Una leggenda molto popolare della costa sud islandese sostiene che, dietro l’enorme sipario d’acqua di Skógafoss, si celi un prezioso tesoro. Stando alla leggenda, il tesoro sarebbe stato nascosto molti secoli fa dal vichingo Þrasi Þórólfsson.
Skógafoss è alta 62 metri e larga 30 metri ed è inserita in un contesto naturale bellissimo: il getto della cascata cade su un letto di pietre -laviche- nere e viene contrastato dal colore verde smeraldo delle montagne. La visuale dall’alto (ho scoperto poi che si tratta di 400 scalini per arrivare in vetta) è altrettanto importante e permette di comprendere al meglio l’incredibile salto del fiume Skógaá.
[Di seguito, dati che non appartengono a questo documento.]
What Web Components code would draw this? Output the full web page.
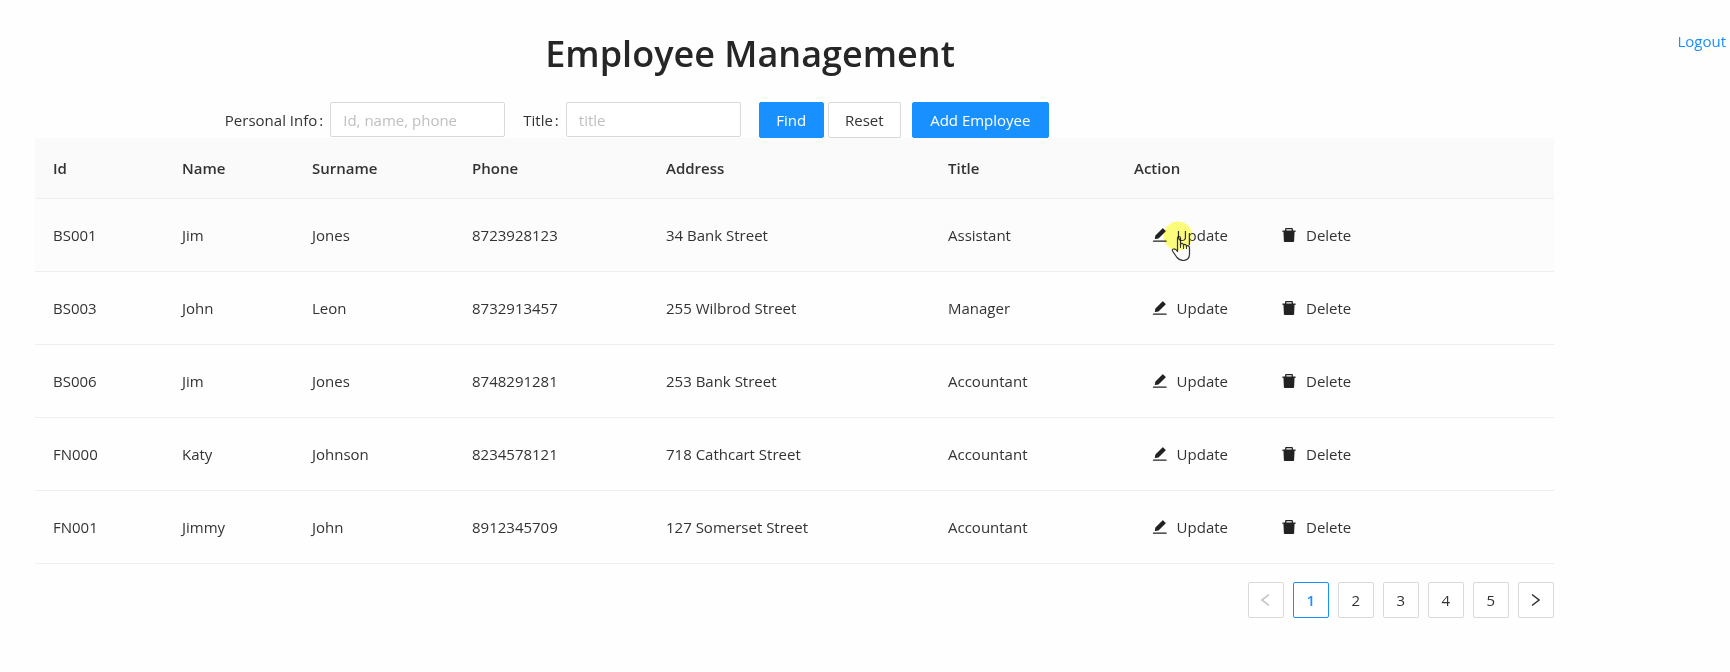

Nonostante la pioggia mi sono divertito a scattare qualche lunga esposizione e grazie al tempo lungo di scatto sono riuscito a cancellare l’enorme quantità di persone che prova ad avvicinarsi (ovviamente bagnandosi) alla base di Skógafoss. La post della terza immagine è stata complicata per via di qualche immagine fantasma, ma l’effetto seta sulle cascate ha sempre il suo fascino.
Si è formato solo 6500 anni fa, ma Kerið è uno dei crateri più spettacolari di tutta l’Islanda. Con i suoi 55 metri di profondità, i suoi 270 metri di lunghezza e i suoi 170 metri di larghezza, è caratterizzato da un’insolita forma ovale.
Una delle principali caratteristiche della geografia islandese è l’incessante attività vulcanica e il cratere di Kerið ne è la prova. Il cratere, situato nella regione vulcanica di Tjarnarhólar, è un paesaggio vulcanico relativamente recente. Non a caso, la sua forma ovale si è conservata alla perfezione e costituisce uno dei luoghi più fotogenici del sud-ovest dell’Islanda.
Dal punto di vista paesaggistico è sicuramente qualcosa di meraviglioso: purtroppo non siamo arrivati nel giorno migliore dell’anno e l’atmosfera uggiosa, le nuvole poco interessanti e la pioggia rada, ma fastidiosa, mi ha impedito di fotografare come avrei voluto e ho dovuto un po’ inventare per trovare qualche scatto almeno decente. Ma qualcosa sono riuscito a salvare.